The second tells the story of an organization in Manhattan, called City Harvest, that donates healthy food choices in a part of the South Bronx that has few nutritious food options.
The third tells of a food bank in New Jersey that also acts as a culinary school for low-income families, and one mom’s journey in the program.
“That one was so cool,” Benjamin said. “It’s run by real chefs, and they can become ServSafe certified to learn the proper food techniques.”
The fourth story was actually the first one that Benjamin came upon, about the Gleeson family in Waterford, N.Y., which ended up receiving contributions from the food bank to which they once donated after their father was laid off. The daughter of the family, Zoe, donated 100 cans for a project centered around the 100th day of school.
“That’s the conventional recession story,” Benjamin said. “That ended up being the anchor of the documentaries. When I was talking to the mother, I got goosebumps. That little girl knew how easy it was to end up at a food pantry.”
For Speidel, as the producer, the most important part was meeting the people that would be featured, he said.
“We were going to tell a story about hunger, and it was going to be positive. It was like they were offering a small part of themselves,” Speidel said. “The effect it had on me is that I could suddenly be unable to feed my family, and that it could happen overnight.”

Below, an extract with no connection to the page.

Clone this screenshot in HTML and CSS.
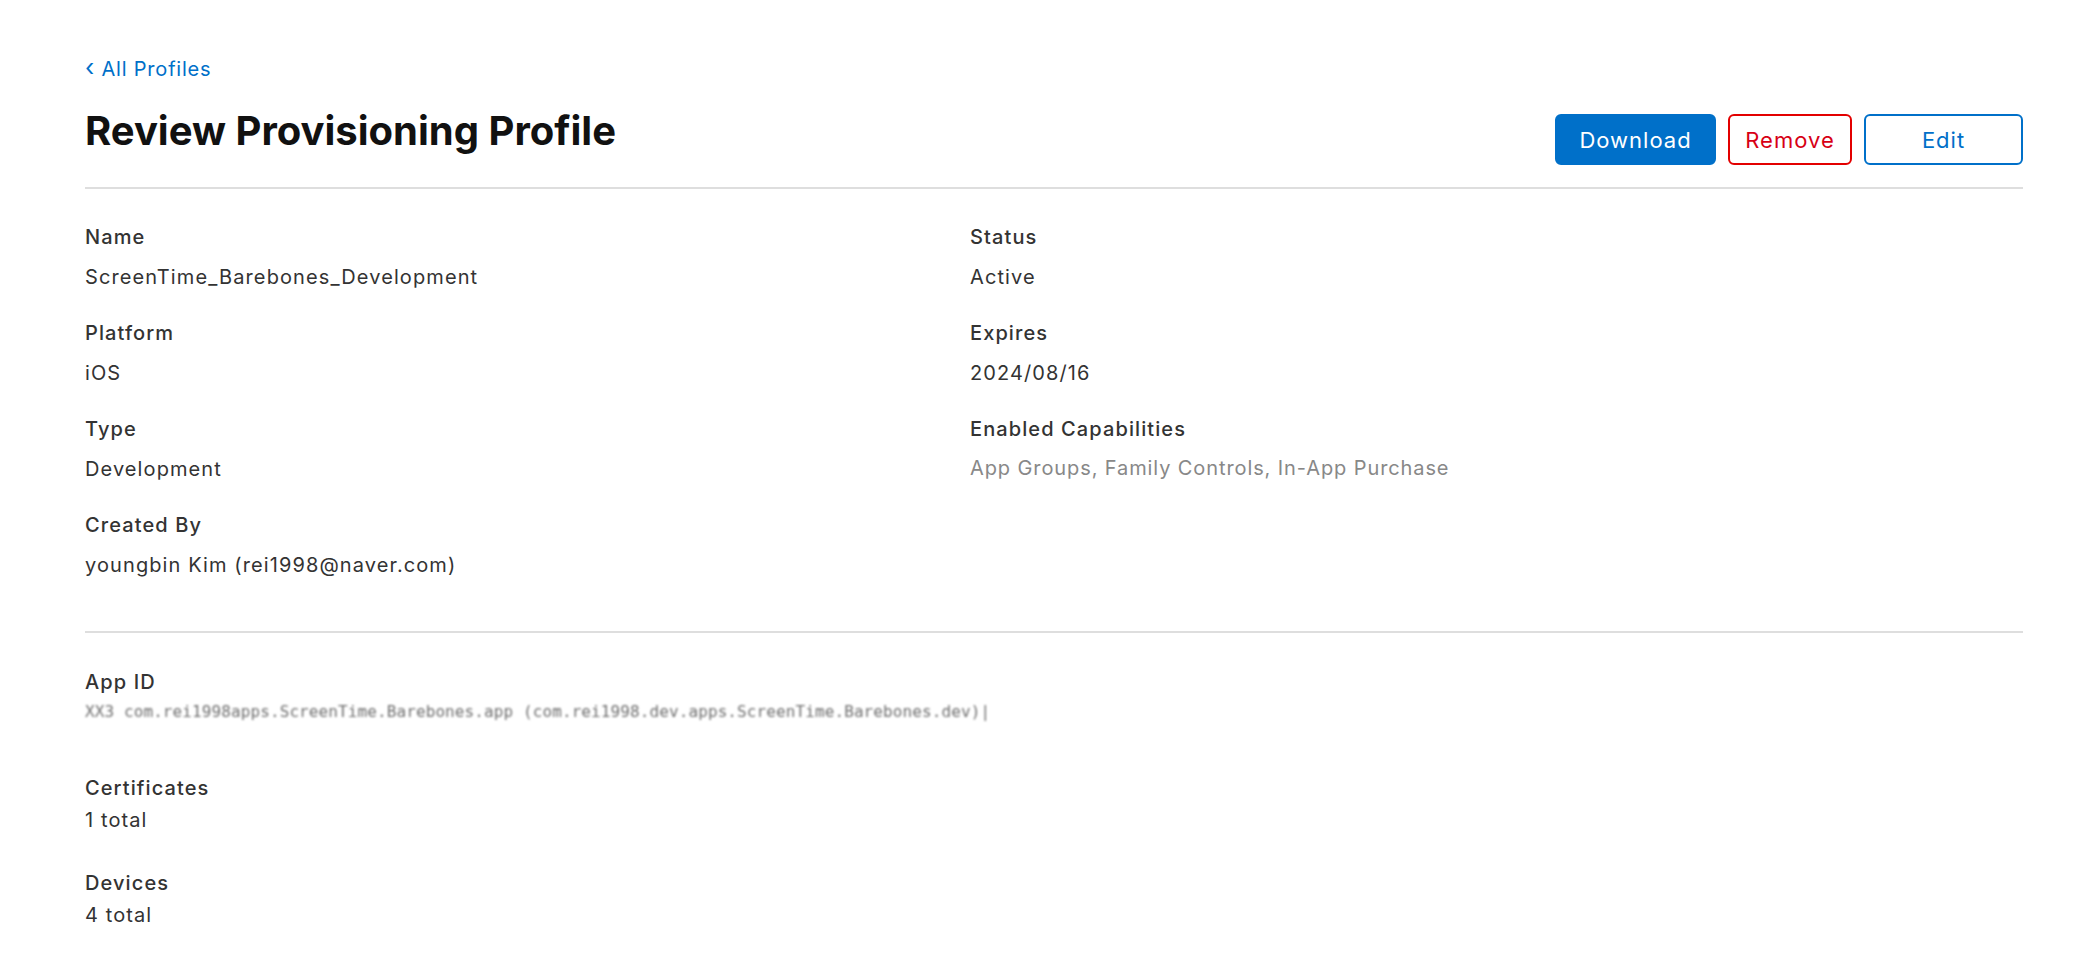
FILE: index.html
```html
<!DOCTYPE html>
<html lang="en">
<head>
<meta charset="utf-8">
<title>Review Provisioning Profile</title>
<link rel="stylesheet" href="styles.css">
</head>
<body>
<main class="page">
  <nav class="back"><a href="#" class="back-link"><span class="chev">&#8249;</span> All Profiles</a></nav>
  <header class="header">
    <h1 class="title">Review Provisioning Profile</h1>
    <div class="actions">
      <button class="btn btn-primary">Download</button>
      <button class="btn btn-danger">Remove</button>
      <button class="btn btn-secondary">Edit</button>
    </div>
  </header>
  <section class="details">
    <div class="col col-left">
      <div class="field"><div class="label">Name</div><div class="value">ScreenTime_Barebones_Development</div></div>
      <div class="field"><div class="label">Platform</div><div class="value">iOS</div></div>
      <div class="field"><div class="label">Type</div><div class="value">Development</div></div>
      <div class="field"><div class="label">Created By</div><div class="value">youngbin Kim (rei1998@naver.com)</div></div>
    </div>
    <div class="col col-right">
      <div class="field"><div class="label">Status</div><div class="value">Active</div></div>
      <div class="field"><div class="label">Expires</div><div class="value">2024/08/16</div></div>
      <div class="field"><div class="label">Enabled Capabilities</div><div class="value value-muted">App Groups, Family Controls, In-App Purchase</div></div>
    </div>
  </section>
  <section class="resources">
    <div class="res res-appid"><div class="label">App ID</div><div class="value value-redacted">XX3 com.rei1998apps.ScreenTime.Barebones.app (com.rei1998.dev.apps.ScreenTime.Barebones.dev)|</div></div>
    <div class="res"><div class="label">Certificates</div><div class="value">1 total</div></div>
    <div class="res"><div class="label">Devices</div><div class="value">4 total</div></div>
  </section>
</main>
</body>
</html>
```

FILE: styles.css
```css
* { box-sizing: border-box; }
html, body { margin: 0; padding: 0; background: #fff; }
body {
  font-family: Inter, "Noto Sans", "Liberation Sans", sans-serif;
  color: #333;
  -webkit-font-smoothing: antialiased;
}
.page {
  padding: 56px 57px 40px 85px;
}
.back {
  height: 24px;
  line-height: 24px;
  font-size: 20px;
  letter-spacing: 0.8px;
}
.back-link {
  color: #0070c9;
  text-decoration: none;
}
.chev {
  font-size: 24px;
  margin-right: 0;
}
.header {
  display: flex;
  justify-content: space-between;
  align-items: flex-start;
  margin-top: 29px;
  padding-bottom: 22px;
  border-bottom: 2px solid #dedede;
}
.title {
  margin: 0;
  font-size: 40px;
  line-height: 44px;
  font-weight: 700;
  color: #111;
  letter-spacing: 0;
}
.actions {
  display: flex;
  gap: 12px;
  margin-top: 5px;
}
.btn {
  height: 51px;
  border-radius: 6px;
  font-family: inherit;
  font-size: 22px;
  letter-spacing: 1px;
  background: #fff;
  border: 2px solid #0070c9;
  color: #0070c9;
  padding: 0 10px;
  cursor: pointer;
}
.btn-primary {
  width: 161px;
  background: #0070c9;
  color: #fff;
}
.btn-danger {
  width: 124px;
  border-color: #e30000;
  color: #d70015;
}
.btn-secondary {
  width: 159px;
}
.details {
  display: grid;
  grid-template-columns: 885px 1fr;
  padding-top: 36px;
  padding-bottom: 22px;
  border-bottom: 2px solid #dedede;
}
.field {
  margin-bottom: 32px;
}
.label {
  font-size: 20px;
  line-height: 24px;
  font-weight: 500;
  letter-spacing: 1.1px;
  color: #333;
}
.value {
  margin-top: 16px;
  font-size: 20px;
  line-height: 24px;
  font-weight: 400;
  letter-spacing: 1.1px;
  color: #333;
}
.value-muted {
  color: #888;
  margin-top: 15px;
  letter-spacing: 0.9px;
}
.resources {
  padding-top: 37px;
}
.res .value {
  margin-top: 8px;
}
.res .value-redacted {
  margin-top: 6px;
}
.res + .res {
  margin-top: 39px;
}
.res-appid + .res {
  margin-top: 52px;
}
.value-redacted {
  color: #6e6e6e;
  font-family: "DejaVu Sans Mono", monospace;
  font-size: 16px;
  letter-spacing: 0.1px;
  filter: blur(0.9px);
}
```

Diane Pearlman, the executive director for the Berkshire Film and Media Commission, recently saw the special.
“What I’m thrilled about is that people from the Berkshires made a documentary that will be seen by so many people,” Pearlman said. “It shines a light on our local talent, but also shines a light on an important topic.”
Though the bulk of the special was done by Wade, Benjamin and Speidel, none were able to attend Sunday’s ceremony.
Since hearing of Wade and Benjamin’s love for the Berkshires, Speidel picked the Berkshires as a place to live instead of New Jersey. He’s lived in Great Barrington for about a year.
“It seems to be extremely welcoming and accessible,” Speidel said. “We took a giant leap of forward, and we committed to the region all because of Elmo.”